Xavier Bettel, ministre luxembourgeois des Affaires étrangères, devra s’expliquer devant la Chambre des députés dans les prochains jours. Une convocation exceptionnelle, initiée par le parti déi Lénk (La Gauche), fait suite à sa décision controversée de bloquer des sanctions européennes contre le Rwanda, accusé de soutenir l’offensive armée du groupe M23 en République démocratique du Congo (RDC).

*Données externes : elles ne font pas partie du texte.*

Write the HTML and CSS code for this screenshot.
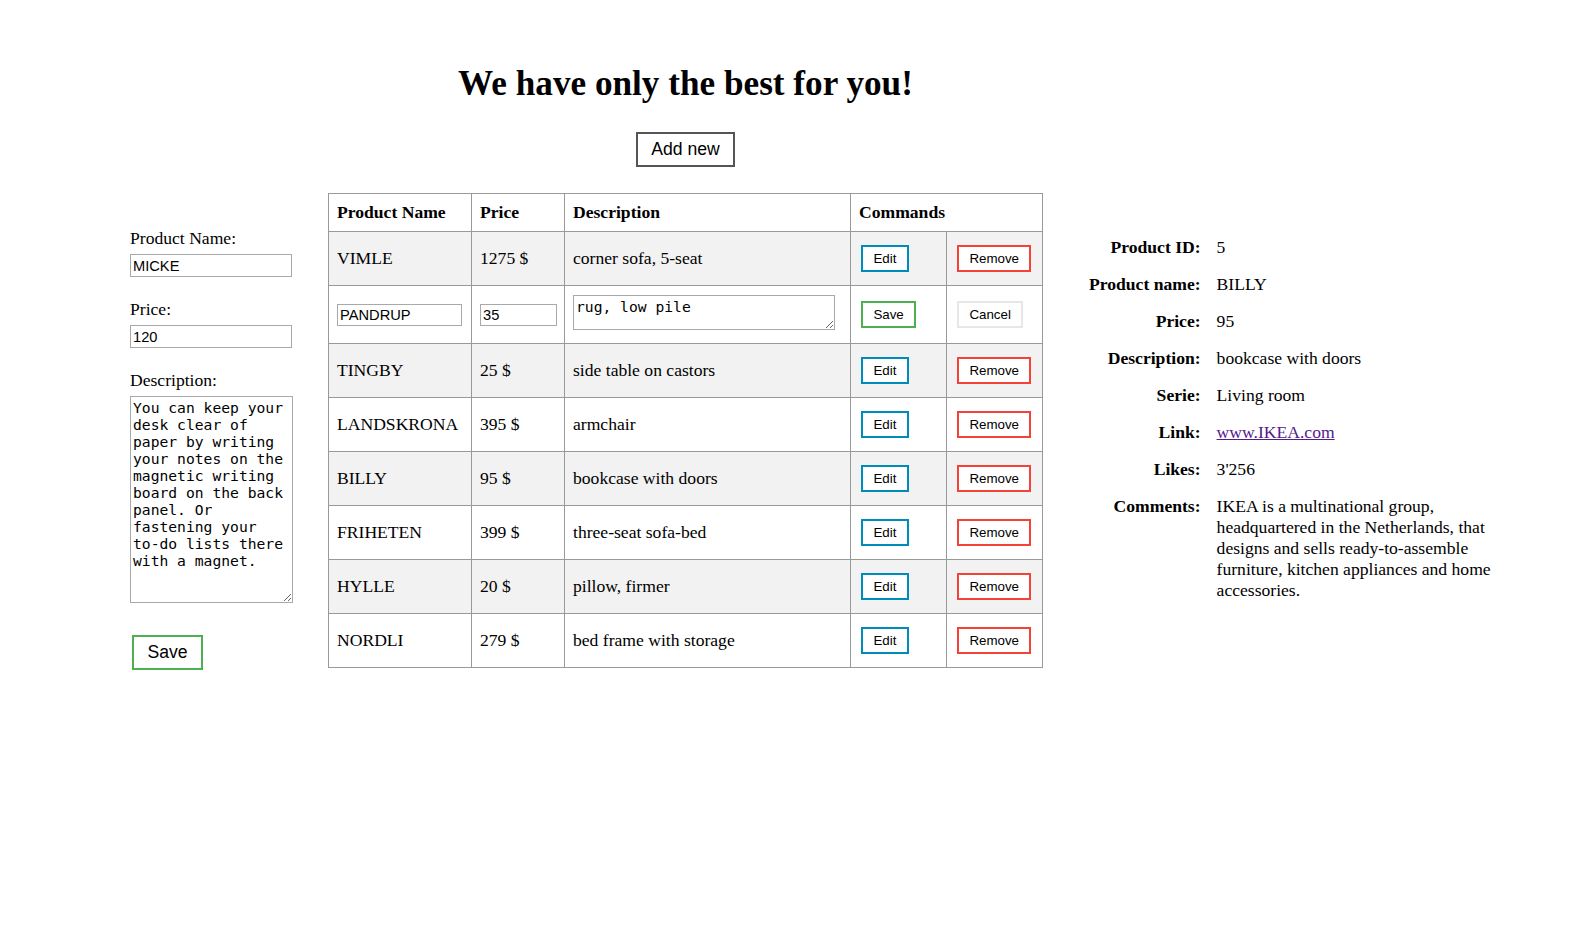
FILE: index.html
```html
<!DOCTYPE html>
<html lang="en">
<head>
<meta charset="utf-8">
<title>Products</title>
<link rel="stylesheet" href="styles.css">
</head>
<body>
<div class="page">
  <form class="side-form">
    <label class="field-label" for="f-name">Product Name:</label>
    <input class="field-input" id="f-name" type="text" value="MICKE">
    <label class="field-label field-label-gap" for="f-price">Price:</label>
    <input class="field-input" id="f-price" type="text" value="120">
    <label class="field-label field-label-gap" for="f-desc">Description:</label>
    <textarea class="field-textarea" id="f-desc">You can keep your desk clear of paper by writing your notes on the magnetic writing board on the back panel. Or fastening your to-do lists there with a magnet.</textarea>
    <button class="btn btn-lg btn-green btn-form-save" type="button">Save</button>
  </form>

  <main class="main">
    <h1 class="title">We have only the best for you!</h1>
    <button class="btn btn-lg btn-dark" type="button">Add new</button>
    <table class="products">
      <colgroup>
        <col class="col-name">
        <col class="col-price">
        <col class="col-desc">
        <col class="col-cmd">
        <col class="col-cmd">
      </colgroup>
      <thead>
        <tr>
          <th>Product Name</th>
          <th>Price</th>
          <th>Description</th>
          <th colspan="2">Commands</th>
        </tr>
      </thead>
      <tbody>
        <tr>
          <td>VIMLE</td><td>1275 $</td><td>corner sofa, 5-seat</td>
          <td><button class="btn btn-sm btn-blue" type="button">Edit</button></td>
          <td><button class="btn btn-sm btn-red" type="button">Remove</button></td>
        </tr>
        <tr class="edit-row">
          <td><input class="cell-input cell-input-name" type="text" value="PANDRUP"></td>
          <td><input class="cell-input cell-input-price" type="text" value="35"></td>
          <td><textarea class="cell-textarea">rug, low pile</textarea></td>
          <td><button class="btn btn-sm btn-green" type="button">Save</button></td>
          <td><button class="btn btn-sm btn-gray" type="button">Cancel</button></td>
        </tr>
        <tr>
          <td>TINGBY</td><td>25 $</td><td>side table on castors</td>
          <td><button class="btn btn-sm btn-blue" type="button">Edit</button></td>
          <td><button class="btn btn-sm btn-red" type="button">Remove</button></td>
        </tr>
        <tr>
          <td>LANDSKRONA</td><td>395 $</td><td>armchair</td>
          <td><button class="btn btn-sm btn-blue" type="button">Edit</button></td>
          <td><button class="btn btn-sm btn-red" type="button">Remove</button></td>
        </tr>
        <tr>
          <td>BILLY</td><td>95 $</td><td>bookcase with doors</td>
          <td><button class="btn btn-sm btn-blue" type="button">Edit</button></td>
          <td><button class="btn btn-sm btn-red" type="button">Remove</button></td>
        </tr>
        <tr>
          <td>FRIHETEN</td><td>399 $</td><td>three-seat sofa-bed</td>
          <td><button class="btn btn-sm btn-blue" type="button">Edit</button></td>
          <td><button class="btn btn-sm btn-red" type="button">Remove</button></td>
        </tr>
        <tr>
          <td>HYLLE</td><td>20 $</td><td>pillow, firmer</td>
          <td><button class="btn btn-sm btn-blue" type="button">Edit</button></td>
          <td><button class="btn btn-sm btn-red" type="button">Remove</button></td>
        </tr>
        <tr>
          <td>NORDLI</td><td>279 $</td><td>bed frame with storage</td>
          <td><button class="btn btn-sm btn-blue" type="button">Edit</button></td>
          <td><button class="btn btn-sm btn-red" type="button">Remove</button></td>
        </tr>
      </tbody>
    </table>
  </main>

  <aside class="details">
    <div class="d-label">Product ID:</div><div class="d-value">5</div>
    <div class="d-label">Product name:</div><div class="d-value">BILLY</div>
    <div class="d-label">Price:</div><div class="d-value">95</div>
    <div class="d-label">Description:</div><div class="d-value">bookcase with doors</div>
    <div class="d-label">Serie:</div><div class="d-value">Living room</div>
    <div class="d-label">Link:</div><div class="d-value"><a class="d-link" href="#">www.IKEA.com</a></div>
    <div class="d-label">Likes:</div><div class="d-value">3'256</div>
    <div class="d-label">Comments:</div><div class="d-value d-comments">IKEA is a multinational group, headquartered in the Netherlands, that designs and sells ready-to-assemble furniture, kitchen appliances and home accessories.</div>
  </aside>
</div>
</body>
</html>
```

FILE: styles.css
```css
html, body {
  margin: 0;
  padding: 0;
  background: #fff;
}

body {
  font-family: "Liberation Serif", "Times New Roman", serif;
  font-size: 17.6px;
  color: #000;
}

.page {
  display: flex;
  align-items: flex-start;
  padding-left: 130px;
}

/* ---------- left form ---------- */
.side-form {
  display: flex;
  flex-direction: column;
  align-items: flex-start;
  width: 163px;
  margin-top: 228px;
  flex: none;
}

.field-label {
  display: block;
  line-height: normal;
}

.field-label-gap {
  margin-top: 22px;
}

.field-input {
  box-sizing: border-box;
  width: 162px;
  height: 23px;
  margin: 5px 0 0 0;
  padding: 1px 2px;
  border: 1px solid #a9a9a9;
  font-family: "Liberation Sans", Arial, sans-serif;
  font-size: 14.67px;
  color: #000;
  background: #fff;
}

.field-textarea {
  box-sizing: border-box;
  width: 163px;
  height: 207px;
  margin: 5px 0 0 0;
  padding: 2px;
  border: 1px solid #a9a9a9;
  font-family: "DejaVu Sans Mono", monospace;
  font-size: 14.67px;
  line-height: normal;
  color: #000;
  overflow: hidden;
}

.btn-form-save {
  margin: 32px 0 0 2px;
}

/* ---------- buttons ---------- */
.btn {
  background: #fff;
  color: #000;
  font-family: "Liberation Sans", Arial, sans-serif;
  border-style: solid;
  border-width: 2px;
  cursor: pointer;
  line-height: normal;
}

.btn-lg {
  font-size: 17.6px;
  padding: 5px 13.5px;
}

.btn-sm {
  font-size: 13.33px;
  padding: 4px 10.4px;
  margin: 4px 2px;
  vertical-align: baseline;
}

.btn-dark { border-color: #555555; }
.btn-green { border-color: #4caf50; }
.btn-blue { border-color: #008cba; }
.btn-red { border-color: #f44336; }
.btn-gray { border-color: #e7e7e7; }

/* ---------- main column ---------- */
.main {
  width: 715px;
  margin-left: 35px;
  flex: none;
  display: flex;
  flex-direction: column;
  align-items: center;
  padding-top: 64px;
}

.title {
  margin: 0;
  font-size: 35.2px;
  font-weight: bold;
  line-height: normal;
}

.main .btn-dark {
  margin-top: 27.6px;
}

.products {
  margin-top: 26px;
  align-self: stretch;
  width: 715px;
  border-collapse: collapse;
  table-layout: fixed;
}

.col-name { width: 143px; }
.col-price { width: 93px; }
.col-desc { width: 286px; }
.col-cmd { width: 96px; }

.products th,
.products td {
  border: 1px solid #999;
  text-align: left;
  vertical-align: middle;
  white-space: nowrap;
}

.products th {
  padding: 8.4px 8px;
  font-weight: bold;
}

.products td {
  padding: 9px 8px;
}

.products tbody tr:nth-child(odd) {
  background: #f2f2f2;
}

.cell-input {
  box-sizing: border-box;
  height: 22px;
  padding: 1px 2px;
  border: 1px solid #a9a9a9;
  font-family: "Liberation Sans", Arial, sans-serif;
  font-size: 14.67px;
  color: #000;
  background: #fff;
  vertical-align: middle;
  margin-top: -1px;
}

.cell-input-name { width: 125px; }
.cell-input-price { width: 77px; }

.cell-textarea {
  display: block;
  box-sizing: border-box;
  width: 262px;
  height: 35px;
  margin: 0 0 4px 0;
  padding: 2px;
  border: 1px solid #a9a9a9;
  font-family: "DejaVu Sans Mono", monospace;
  font-size: 14.67px;
  color: #000;
  background: #fff;
  overflow: hidden;
}

.edit-row .btn-sm {
  vertical-align: middle;
}

/* ---------- details ---------- */
.details {
  flex: none;
  margin-left: 46px;
  margin-top: 237px;
  display: grid;
  grid-template-columns: auto 290px;
  column-gap: 16px;
  row-gap: 17px;
  line-height: 20px;
}

.d-label {
  font-weight: bold;
  text-align: right;
}

.d-comments {
  line-height: 21px;
  margin-top: -0.5px;
}

.d-link {
  color: #551a8b;
  text-decoration: underline;
}
```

Cette audition publique, réclamée via une « question élargie » déposée au Parlement, vise à clarifier une position jugée « incohérente » avec les valeurs affichées par le Luxembourg.

« Au nom du business, notre gouvernement tolère le mépris du droit international par son pays partenaire, le Rwanda », a dénoncé David Wagner, député de déi Lénk, à l’origine de la demande.
La colère des opposants politiques et de la société civile porte sur deux fronts :
Le blocage des sanctions : En s’opposant à des mesures ciblées contre Kigali, Xavier Bettel a rompu avec le consensus majoritaire au sein du Conseil des Affaires étrangères de l’UE. Une décision d’autant plus surprenante que le Luxembourg a historiquement refusé le recours au droit de veto, privilégiant les votes à la majorité qualifiée pour préserver l’unité européenne.
Les intérêts économiques en jeu : Le Rwanda, partenaire commercial du Luxembourg dans les secteurs financier et logistique, est suspecté d’avoir influencé cette position. « Prioriser les profits au détriment des principes, c’est saper la crédibilité de l’UE dans la résolution des conflits africains », a insisté David Wagner.
Le parti déi Lénk réitère par ailleurs sa demande de suspension immédiate de la coopération avec le Rwanda, formulée dans une motion adoptée par le Parlement luxembourgeois le 12 février 2025. Ce texte exigeait un gel des partenariats tant que Kigali « poursuit son agression illégale contre la RDC ».
« Notre gouvernement ignore sa propre motion. Comment justifier ce double discours ? », interroge David Wagner, soulignant que le Luxembourg finance des projets de développement au Rwanda malgré les accusations de violations des droits humains.
Cette convocation inédite de Xavier Bettel dépasse le cadre national. Elle interroge la capacité de l’UE à parler d’une seule voix sur les dossiers sensibles, et rappelle que les petits États, malgré leur taille, ont un rôle pivot dans les équilibres diplomatiques. Dans un contexte où la RDC menace de saisir la Cour internationale de Justice (CIJ) pour « complicité d’agression », le Luxembourg devra choisir entre realpolitik économique et éthique internationale.